With a text file, I can write this:

with open(path, 'r') as file:
    for line in file:
        # handle the line

This is equivalent to this:

with open(path, 'r') as file:
    for line in iter(file.readline, ''):
        # handle the line

This idiom is documented in PEP 234 but I have failed to locate a similar idiom for binary files.

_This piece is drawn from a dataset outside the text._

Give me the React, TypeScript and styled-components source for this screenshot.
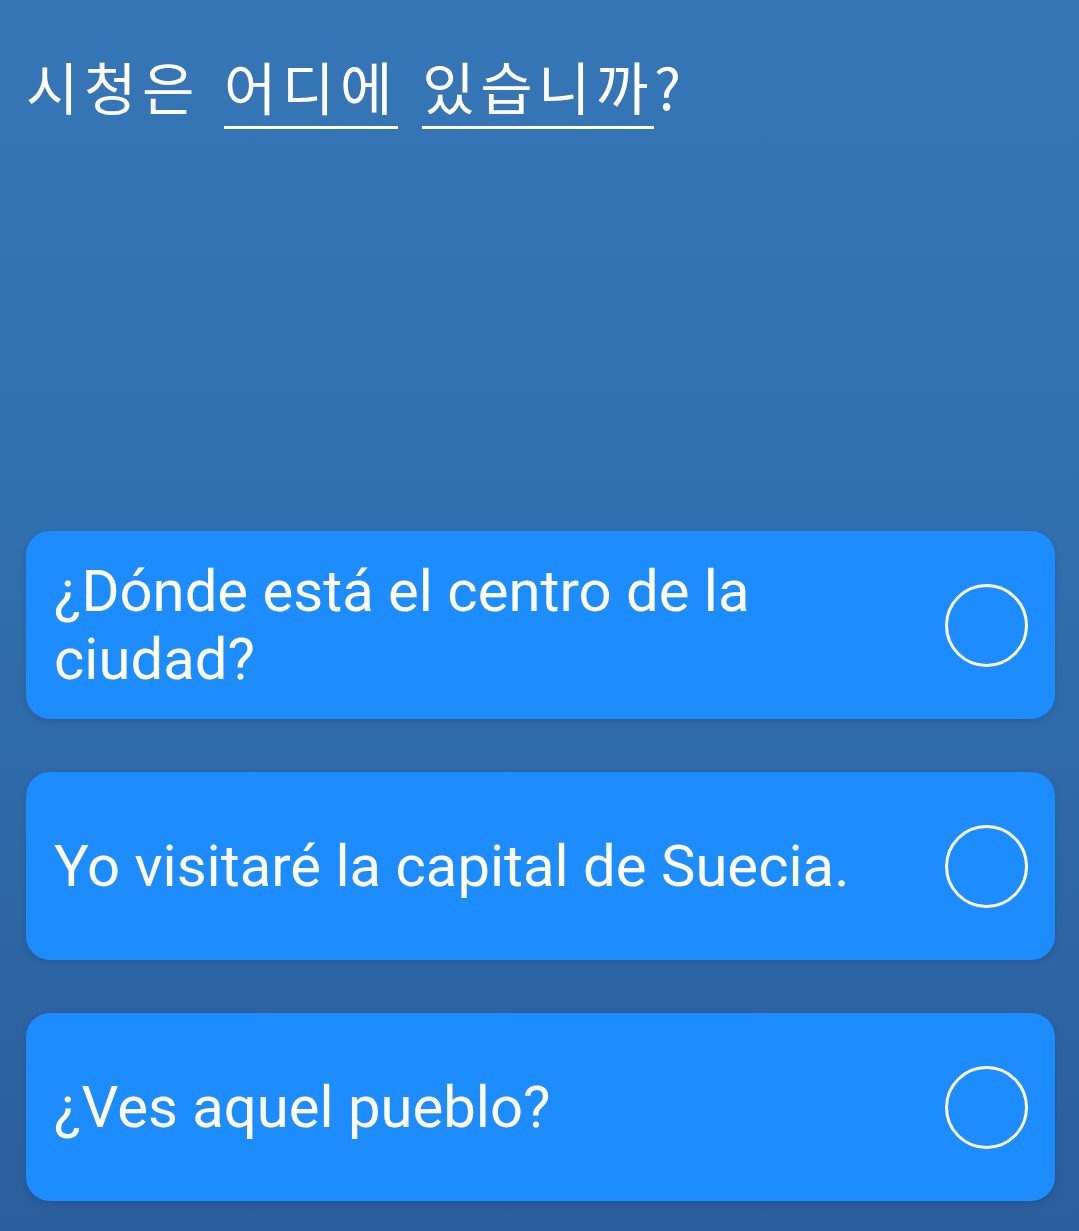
import React from "react";
import styled, { createGlobalStyle } from "styled-components";

const Global = createGlobalStyle`
  html, body { margin: 0; padding: 0; }
  body {
    background: #2c60a0;
    font-family: Roboto, "Noto Sans CJK KR", sans-serif;
  }
`;

const Page = styled.div`
  width: 1079px;
  height: 1231px;
  box-sizing: border-box;
  padding: 0 24px 30px 26px;
  display: flex;
  flex-direction: column;
  background: linear-gradient(180deg, #3676b7 0%, #3170b0 40%, #2b5e9d 100%);
`;

const Title = styled.h1`
  margin: 57px 0 0 0;
  font-family: "Noto Sans CJK KR", sans-serif;
  font-weight: 400;
  font-size: 57px;
  letter-spacing: 5.5px;
  word-spacing: 6px;
  line-height: 1;
  color: #ffffff;
  white-space: nowrap;
`;

const Blank = styled.span`
  display: inline-block;
  padding-bottom: 12px;
  border-bottom: 3px solid #ffffff;
`;

const Options = styled.div`
  margin-top: auto;
  display: flex;
  flex-direction: column;
  gap: 53px;
`;

const Card = styled.div`
  height: 188px;
  box-sizing: border-box;
  padding: 0 27px 0 28px;
  border-radius: 24px;
  background: #1d8cfe;
  box-shadow: 0 2px 6px rgba(20, 50, 90, 0.25);
  display: flex;
  align-items: center;
  gap: 30px;
`;

const Label = styled.div`
  flex: 1;
  font-family: Roboto, sans-serif;
  font-size: 58px;
  line-height: 68px;
  color: #ffffff;
`;

const Radio = styled.div`
  flex: none;
  box-sizing: border-box;
  width: 83px;
  height: 83px;
  border-radius: 50%;
  border: 3px solid #ffffff;
`;

const options = [
  "¿Dónde está el centro de la ciudad?",
  "Yo visitaré la capital de Suecia.",
  "¿Ves aquel pueblo?",
];

export default function App() {
  return (
    <>
      <Global />
      <Page>
        <Title>
          시청은 <Blank>어디에</Blank> <Blank>있습니까</Blank>?
        </Title>
        <Options>
          {options.map((o) => (
            <Card key={o}>
              <Label>{o}</Label>
              <Radio />
            </Card>
          ))}
        </Options>
      </Page>
    </>
  );
}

With a binary file, I can write this:

with open(path, 'rb') as file:
    while True:
        chunk = file.read(1024 * 64)
        if not chunk:
        # handle the chunk

I have tried the same idiom that with a text file:

def make_read(file, size):
    def read():
        return file.read(size)
    return read

with open(path, 'rb') as file:
    for chunk in iter(make_read(file, 1024 * 64), b''):
        # handle the chunk

Is it the idiomatic way to iterate over a binary file in Python?


5 Answers 5



chunk_size = 4 * 1024 * 1024  # MB

with open('large_file.dat','rb') as f:
    for chunk in iter(lambda: f.read(chunk_size), b''):

iter needs a function with zero arguments.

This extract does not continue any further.